Major Supreme Court Decisions: NYSRPA v. Bruen.
Last week, I skipped writing for The Alabama Federalist because the Supreme Court released some major decisions in which ACLL had played a part. Last week was filled with writing op-eds and doing interviews to discuss the decisions. My apologies for neglecting The Alabama Federalist in the process. So, this week I’ll be writing about the major Court decisions that just came out, and I’ll begin where I originally said I would: the Supreme Court’s Second Amendment decision in NYSRPA v. Bruen.
In this case, the State of New York had outlawed theopen carry of firearms and would issue concealed-carry permits only to those who could demonstrate a special need beyond the average citizen’s need for self-defense. The case went up to the Supreme Court, which ruled in favor of the gun owners.
ACLL had filed a brief in this case arguing that historically, the Second Amendment included a right to carry firearms for self-defense in case of confrontation with another person. ACLL also argued that the Court should decline to adopt an interest-balancing test and instead just analyze the Constitution in light of history. Praise God: That’s exactly what the Court did.
The Court stated that if a person wants to carry a firearm for self-defense, then if the text applies to that person’s activity, then it’s presumably protected. If the government thinks an exception applies, then the government will have to demonstrate that an exception was understood to apply at the time the Second and Fourteenth Amendments were adopted. Such historical exceptions included prohibiting the carrying of dangerous or unusual weapons (which in 21st century terms would mean one can carry handguns but not bazookas) or prohibit carrying in sensitive places (such as government buildings, schools, or probably airplanes).
Thus, the Second Amendment is no longer at the mercy of subjective judicial opinions that vary on what a “reasonable” limit on the Second Amendment would be.
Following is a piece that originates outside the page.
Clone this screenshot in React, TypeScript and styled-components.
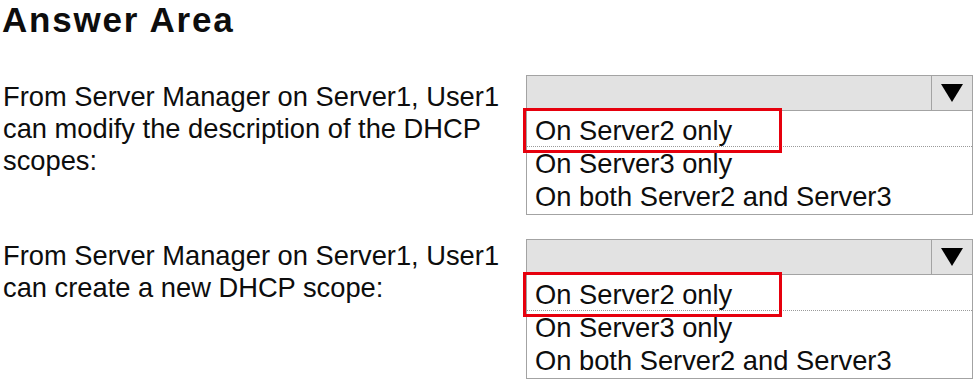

Instead, the lines have been drawn clearly, and judges must look to history for the answers instead of doing what seems right in their own eyes.
Not only was the Court’s decision a win for the right of self-defense, but it was also a win for the rule of law. Too often in modern history, the Supreme Court has abandoned a disciplined historical analysis of the Constitution and has taken the matter of balancing the interests of society and the individual into its own hands. But Bruen demonstrates that the People already conducted that balancing analysis, and their law is the result of that process. All that is left for the Court to do is apply what the People have decided and leave it to them to make any changes if they think it is necessary.
That’s exactly how the rule of law is supposed to work.
Bruen was a huge step in the right direction. As a practical matter, I think that states with shall-issue permit schemes or constitutional-carry schemes are fine, but states with schemes like New York’s will have to bring their laws into line. If you are considering taking a trip to a “blue” state like New York, then please retain and consult with a lawyer if you are considering taking your gun. There are some particular questions that still need to be answered, so do your homework before you go. But the good news is that Bruen was a huge victory for law-abiding citizens who simply seek the right to defend themselves from criminals. So while this blog post does not constitute official legal advice, my guess is that your lawyer will have good news for you when you sit down with him or her to discuss your options.
Thank God for Bruen, and let’s pray that we have more decisions like it in the future.